If an lvalue reference r to type T is to be initialized by an expression e of type U, r can be bound to the lvalue result of the conversion of e or a base class of e if the following conditions are satisfied. In this case, the conversion function is chosen by overload resolution.

U is a class type.
T is not reference-related to U.
e can be converted to an lvalue of type S, and T is reference-compatible with S.

Example 3

struct A {
   operator int&(); 
};

const int& x= A();

In this example, structure A is a class type, and the const int type is not reference-related to structure A. However, A can be converted to an lvalue of type int, and

const
int

is reference-compatible with int, so reference x of type const int can be bound to the conversion result of A().

By default, the compiler cannot bind a non-const or volatile lvalue reference to an rvalue.

Example 4

int& a = 2; // error
const int& b = 1; // ok

In this example, the variable a is a non-const lvalue reference. The compiler cannot bind a to the temporary initialized with the rvalue expression 2, and issues an error message. The variable b is a nonvolatile const lvalue reference, which can be initialized with the temporary initialized with the rvalue expression 1.

If you specify the LANGLVL(COMPATRVALUEBINDING) option, the compiler can bind a non-const or volatile lvalue reference to an rvalue of a user-defined type where an initializer is not required. The default value of this option is LANGLVL(NOCOMPATRVALUEBINDING). This compiler behavior conflicts with the rvalue references feature, which does not allow a non-const or volatile lvalue reference to be bound to an rvalue. If both of the features are enabled, the compiler issues an error message.

Notes:

A non-const or volatile lvalue reference cannot be bound to an rvalue of a built-in type.
A non-const or volatile lvalue reference that is a class member cannot be bound to an rvalue.
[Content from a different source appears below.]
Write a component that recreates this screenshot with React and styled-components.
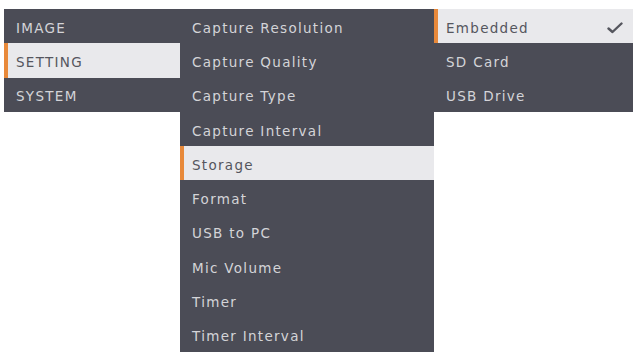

Suppose an expression e of type U belongs to one of the following value categories:

An xvalue
A class prvalue
An array prvalue
A function lvalue

If an rvalue reference or a nonvolatile const lvalue reference r to type T is to be initialized by the expression e, and T is reference-compatible with U, reference r can be initialized by expression e and bound directly to e or a base class subobject of e unless T is an inaccessible or ambiguous base class of U.

Example 5

int& func1();
int& (&&rf1)()=func1;

int&& func2();
int&& rf2 = func2();

struct A{
   int arr[5];
};
int(&&ar_ref)[5] = A().arr;
A&& a_ref = A();

In this example, rf1, rf2, ar_ref, and a_ref are all rvalue references. rf1 is bound to the function lvalue func1, rf2 is bound to the xvalue result of the call func2(), ar_ref is bound to the array prvalue A().arr, and a_ref is bound to the class prvalue A().

Suppose r is an rvalue reference or nonvolatile const lvalue reference to type T, and r is to be initialized by an expression e of type U. r can be bound to the conversion result of e or a base class of e if the following conditions are satisfied. In this case, the conversion function is chosen by overload resolution.

U is a class type.
T is not reference-related to U.
e can be converted to an xvalue, class prvalue, or function lvalue type of S, and T is reference-compatible with S.

Example 6

int i;
struct A {
   operator int&&() { 
     return static_cast<int&&>(i);
   }
 };

const int& x = A(); 

int main() { 
   assert(&x == &i); 
}

In this example, structure A is a class type, and the const int type is not reference-related to structure A. However, A can be converted to an xvalue of type int, and

const
int

is reference-compatible with int, so reference x of const int can be initialized with A() and bound to variable i.

An rvalue reference can be initialized with an lvalue in the following contexts:

A function lvalue
A temporary converted from an lvalue
An rvalue result of a conversion function for an lvalue object that is of a class type

Example 7

int i = 1;
int&& a = 2; // ok
int&& b = i; // error
double&& c = i; // ok

In this example, the rvalue reference a can be bound to the temporary initialized with the rvalue expression 2, but the rvalue reference b cannot be bound to the lvalue expression i. You can bind the rvalue reference c to the temporary value 1.0 that is converted from the variable i.